We kept on and made Tom Price – a mining town – and before heading into Karijini Park, we thought a full tank of fuel would be good. With only one petrol station in the town we thought we were being a bit screwed but some investigation showed that all the mining vehicles used a self-serve diesel pump out in an industrial area. It’s basically a large shipping container holding the fuel and you can swipe a card, fill whatever you need and then do all the eftpos payment yourself. No one there, 24 hour access, and…..drum roll…cheaper fuel (as in 10c per litre cheaper by making the effort – 75 litres for us was a $7.50 saving….you can imagine the bean-counter with a smile on her face – that annoying chicko roll back at the roadhouse had been paid off!!).

Onwards to Karijini NP – it was a bit of a drive out but spectacular red hills – amazing country. The miners, of course, are into it and most of the traffic you pass is 4WDs with sand flags or road trains. We got out to Dales campground and had to check in with the camp hosts – a unique system where (mostly grey nomad) volunteers get given a spot to stay for free in return for them acting as “hosts’ and collecting camping fees, allocating sites and sometimes some basic maintenance. These people had their work cut out – 140 sites – it was bigger than many caravan parks! Very nice though and plenty of advice on where to go and what to see. Best of all they understood we needed a site that tent pegs could be hammered in (too many national parks and campgrounds are now solely focused on level caravan access and by building campsites up with rock and gravel – tent campers are given a raw deal with surfaces that are impossible to get a tent peg in – should there be a petition on change.org???.

We got a great spot down the back of the camping area – set up and sat down. Big day, awesome country we drove though, time to relax, plenty to see tomorrow.

On Tuesday we headed off from our camp which was in close proximity to Dales Gorge and the various lookouts, walking trails, waterfalls and swimming holes. We did a short woodland walk to the Circular Pool lookout and then descended a steep track down into the gorge. The Circular Pool waterfall was dry but plenty of water was seeping out of the cliff faces making it a pretty scene. The waterhole was full as a result of this groundwater and we had a nice swim to cool off before doing the walk through the gorge.
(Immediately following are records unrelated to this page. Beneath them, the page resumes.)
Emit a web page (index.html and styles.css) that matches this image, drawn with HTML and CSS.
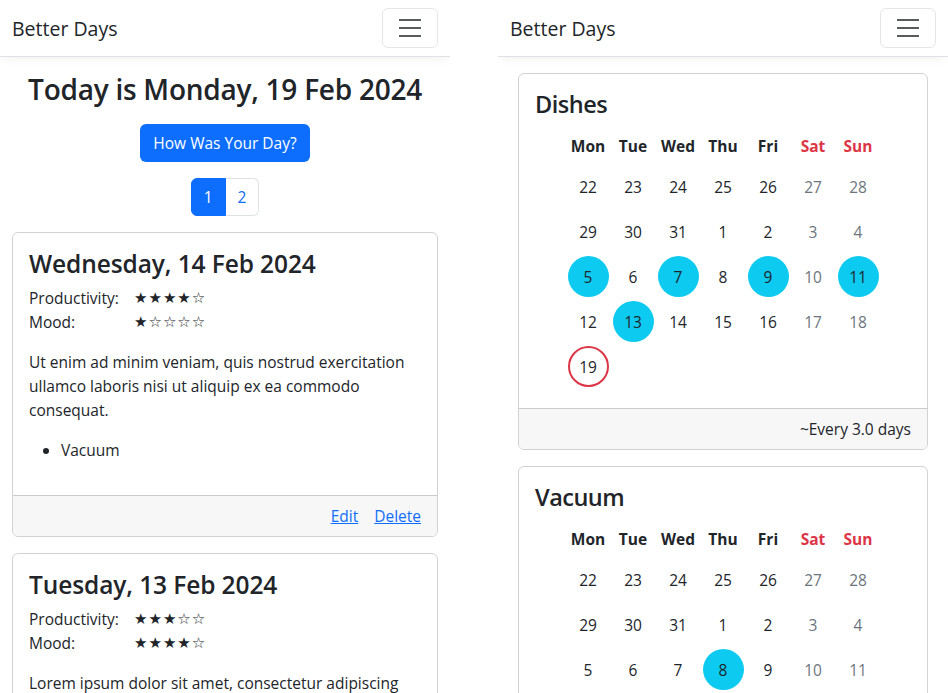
FILE: index.html
```html
<!DOCTYPE html>
<html lang="en">
<head>
<meta charset="utf-8">
<title>Better Days</title>
<link rel="stylesheet" href="styles.css">
</head>
<body>
<div class="screens">
  <section class="screen">
    <nav class="navbar">
      <span class="brand">Better Days</span>
      <button class="toggler" aria-label="Toggle navigation">
        <svg width="30" height="30" viewBox="0 0 30 30"><path d="M4 7h22M4 15h22M4 23h22" stroke="rgba(33,37,41,0.75)" stroke-width="2" stroke-linecap="butt"/></svg>
      </button>
    </nav>
    <main class="journal">
      <h1 class="today">Today is Monday, 19 Feb 2024</h1>
      <div class="center"><a class="btn-primary">How Was Your Day?</a></div>
      <ul class="pagination">
        <li class="page active">1</li>
        <li class="page">2</li>
      </ul>
      <article class="card">
        <div class="card-body">
          <h2 class="entry-title">Wednesday, 14 Feb 2024</h2>
          <div class="ratings">
            <span>Productivity:</span><span class="stars">★★★★☆</span>
            <span>Mood:</span><span class="stars">★☆☆☆☆</span>
          </div>
          <p>Ut enim ad minim veniam, quis nostrud exercitation ullamco laboris nisi ut aliquip ex ea commodo consequat.</p>
          <ul class="tasks"><li>Vacuum</li></ul>
        </div>
        <div class="card-footer actions"><a href="#">Edit</a><a href="#">Delete</a></div>
      </article>
      <article class="card">
        <div class="card-body">
          <h2 class="entry-title">Tuesday, 13 Feb 2024</h2>
          <div class="ratings">
            <span>Productivity:</span><span class="stars">★★★☆☆</span>
            <span>Mood:</span><span class="stars">★★★★☆</span>
          </div>
          <p>Lorem ipsum dolor sit amet, consectetur adipiscing elit, sed do eiusmod tempor incididunt ut labore et dolore magna aliqua.</p>
          <ul class="tasks"><li>Dishes</li></ul>
        </div>
        <div class="card-footer actions"><a href="#">Edit</a><a href="#">Delete</a></div>
      </article>
    </main>
  </section>

  <section class="screen">
    <nav class="navbar">
      <span class="brand">Better Days</span>
      <button class="toggler" aria-label="Toggle navigation">
        <svg width="30" height="30" viewBox="0 0 30 30"><path d="M4 7h22M4 15h22M4 23h22" stroke="rgba(33,37,41,0.75)" stroke-width="2" stroke-linecap="butt"/></svg>
      </button>
    </nav>
    <main class="chores">
      <article class="card">
        <div class="card-body">
          <h3 class="chore-title">Dishes</h3>
          <div class="cal">
            <div class="hd">Mon</div><div class="hd">Tue</div><div class="hd">Wed</div><div class="hd">Thu</div><div class="hd">Fri</div><div class="hd red">Sat</div><div class="hd red">Sun</div>
            <div class="day"><span>22</span></div><div class="day"><span>23</span></div><div class="day"><span>24</span></div><div class="day"><span>25</span></div><div class="day"><span>26</span></div><div class="day we"><span>27</span></div><div class="day we"><span>28</span></div>
            <div class="day"><span>29</span></div><div class="day"><span>30</span></div><div class="day"><span>31</span></div><div class="day"><span>1</span></div><div class="day"><span>2</span></div><div class="day we"><span>3</span></div><div class="day we"><span>4</span></div>
            <div class="day"><span class="done">5</span></div><div class="day"><span>6</span></div><div class="day"><span class="done">7</span></div><div class="day"><span>8</span></div><div class="day"><span class="done">9</span></div><div class="day we"><span>10</span></div><div class="day we"><span class="done">11</span></div>
            <div class="day"><span>12</span></div><div class="day"><span class="done">13</span></div><div class="day"><span>14</span></div><div class="day"><span>15</span></div><div class="day"><span>16</span></div><div class="day we"><span>17</span></div><div class="day we"><span>18</span></div>
            <div class="day"><span class="now">19</span></div>
          </div>
        </div>
        <div class="card-footer freq">~Every 3.0 days</div>
      </article>
      <article class="card">
        <div class="card-body">
          <h3 class="chore-title">Vacuum</h3>
          <div class="cal">
            <div class="hd">Mon</div><div class="hd">Tue</div><div class="hd">Wed</div><div class="hd">Thu</div><div class="hd">Fri</div><div class="hd red">Sat</div><div class="hd red">Sun</div>
            <div class="day"><span>22</span></div><div class="day"><span>23</span></div><div class="day"><span>24</span></div><div class="day"><span>25</span></div><div class="day"><span>26</span></div><div class="day we"><span>27</span></div><div class="day we"><span>28</span></div>
            <div class="day"><span>29</span></div><div class="day"><span>30</span></div><div class="day"><span>31</span></div><div class="day"><span>1</span></div><div class="day"><span>2</span></div><div class="day we"><span>3</span></div><div class="day we"><span>4</span></div>
            <div class="day"><span>5</span></div><div class="day"><span>6</span></div><div class="day"><span>7</span></div><div class="day"><span class="done">8</span></div><div class="day"><span>9</span></div><div class="day we"><span>10</span></div><div class="day we"><span>11</span></div>
            <div class="day"><span>12</span></div><div class="day"><span>13</span></div><div class="day"><span class="done">14</span></div><div class="day"><span>15</span></div><div class="day"><span>16</span></div><div class="day we"><span>17</span></div><div class="day we"><span>18</span></div>
            <div class="day"><span class="now">19</span></div>
          </div>
        </div>
        <div class="card-footer freq">~Every 6.0 days</div>
      </article>
    </main>
  </section>
</div>
</body>
</html>
```

FILE: styles.css
```css
* { box-sizing: border-box; }
html, body { margin: 0; padding: 0; overflow: hidden; background: #fff; }
body {
  font-family: "Open Sans", "Noto Sans", sans-serif;
  font-size: 15.5px;
  line-height: 24px;
  color: #212529;
}
.screens {
  display: grid;
  grid-template-columns: 450px 450px;
  column-gap: 48px;
  align-items: start;
}
.screen { overflow: hidden; padding-bottom: 20px; }

.navbar {
  height: 57px;
  display: flex;
  align-items: center;
  justify-content: space-between;
  padding: 0 12px;
  border-bottom: 1px solid #dfe1e4;
  box-shadow: 0 5px 10px -3px rgba(0, 0, 0, 0.06);
  position: relative;
}
.brand { font-size: 19.5px; line-height: 30px; margin-top: 2px; }
.toggler {
  width: 56px;
  height: 40px;
  padding: 4px 12px;
  border: 1px solid rgba(0, 0, 0, 0.1);
  border-radius: 6px;
  background: transparent;
  display: flex;
  align-items: center;
  justify-content: center;
  margin-top: -1px;
}
.toggler svg { display: block; }

.journal { padding: 16px 12px 0; }
.chores { padding: 16px 20px 0; }

h1, h2, h3 { margin: 0; font-weight: 600; line-height: 1.2; }
.today { text-align: center; font-size: 28px; letter-spacing: -0.25px; margin-bottom: 17px; }
.center { display: flex; justify-content: center; }
.btn-primary {
  display: inline-block;
  background: #0d6efd;
  color: #fff;
  border-radius: 6px;
  padding: 7px 13px;
  line-height: 24px;
}

.pagination {
  list-style: none;
  margin: 16px 0;
  padding: 0;
  display: flex;
  justify-content: center;
}
.page {
  padding: 6px 12px;
  border: 1px solid #dee2e6;
  color: #0d6efd;
  line-height: 24px;
}
.page:first-child { border-radius: 6px 0 0 6px; }
.page:last-child { border-radius: 0 6px 6px 0; border-left: 0; }
.page.active { background: #0d6efd; border-color: #0d6efd; color: #fff; }

.card {
  border: 1px solid rgba(0, 0, 0, 0.175);
  border-radius: 6px;
  margin-bottom: 16px;
  overflow: hidden;
}
.card-body { padding: 16px; }
.card-footer {
  padding: 8px 16px;
  background: #f7f7f7;
  border-top: 1px solid rgba(0, 0, 0, 0.175);
}

.entry-title { font-size: 24.5px; line-height: 29px; letter-spacing: -0.1px; margin-bottom: 8px; }
.ratings {
  display: grid;
  grid-template-columns: 105px auto;
}
.stars {
  font-family: "DejaVu Sans", sans-serif;
  font-size: 15px;
  letter-spacing: 1px;
}
.card-body p { margin: 16px 0; }
.tasks { margin: 0 0 17px; padding-left: 32px; }

.actions { display: flex; justify-content: flex-end; gap: 16px; }
.actions a { color: #0d6efd; text-decoration: underline; }

.chore-title { font-size: 23.5px; letter-spacing: -0.5px; margin-bottom: 8px; }
.cal {
  display: grid;
  grid-template-columns: repeat(7, 45px);
  grid-template-rows: 38px;
  grid-auto-rows: 45px;
  justify-content: center;
  padding-bottom: 3px;
}
.hd {
  font-weight: 700;
  display: flex;
  align-items: center;
  justify-content: center;
  padding-top: 2px;
}
.hd.red { color: #dc3545; }
.day { display: flex; align-items: center; justify-content: center; }
.day span {
  width: 41px;
  height: 41px;
  border-radius: 50%;
  display: flex;
  align-items: center;
  justify-content: center;
}
.day.we { color: #6c757d; }
.day span.done { background: #0dcaf0; color: #212529; }
.day span.now { border: 2px solid #dc3545; color: #212529; }
.freq { text-align: right; }
```
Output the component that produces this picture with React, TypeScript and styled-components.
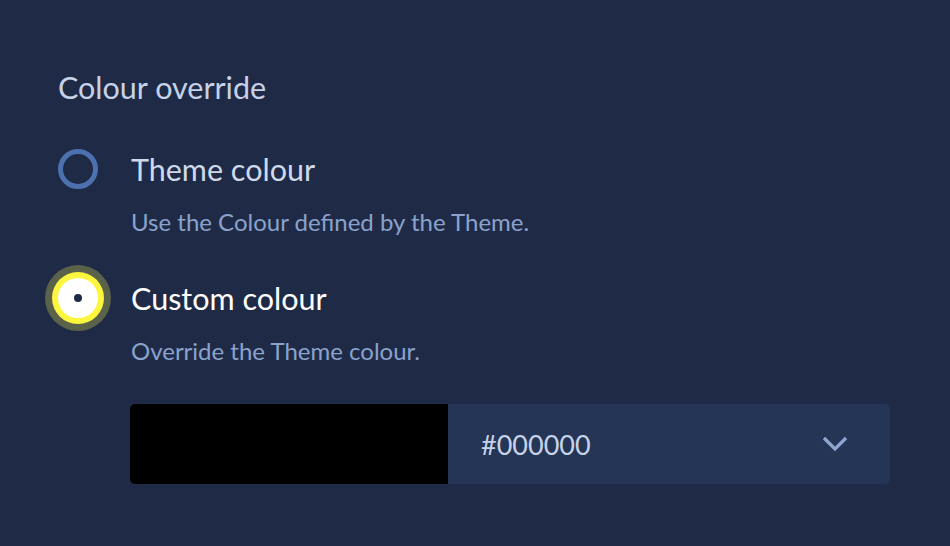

Along the walk we found another great swimming hole that was clear and deep so we had another dip.

Finally we made our way to the Fortescue Falls and that is a spectacular spot with a cascading waterfall and a large clear swimming hole. We spent plenty of time here and then went past Fern Pool just a bit further up the creek – a large school group had just arrived and the place was very busy but it’s an amazing spot. We decided that it was worth skipping this swim for now and we walked back later in the afternoon when most people had left. The water comes over a seemingly small waterfall but the force and weight of the flow gives a pretty good deep-tissue massage. Once you swim back to the small jetty, you can float around and let the masses of small fish nibble at your skin – at first it’s a bit of a shock when you get a nip but then it’s enjoyable – you pay big bucks in Japan for this beauty treatment.

On Wednesday morning we headed out early to the Visitor Centre which has some great displays. Then across the rough corrugated road to the western gorges of Karijini. We walked down into Kalamina Gorge which was very worthwhile – lots of swimming. The worst thing is walking up out of these naturally air conditioned, cool, lush gorges into the heat! We decided on one more gorge and spent some time at Weano Gorge – the spectacular Handrail Pool adventure is pretty exciting – there’s no avoiding the need to at least wade, if not swim to get there. The final 50 metres is through a narrow gorge with flowing water and then a steep climb down into the waterhole using a handrail – quite slippery and dangerous. But it was worth the effort. We’d had enough by then and headed back to camp – the boys had made friends with other travellers so they had plenty of fun together. For our travels tomorrow, Amy, with careful tutoring from Josh, took the Rio Tinto online course to gain a permit to use their private mining road from Tom Price across to Millstream where we were headed tomorrow. The test was passed and a permit issued.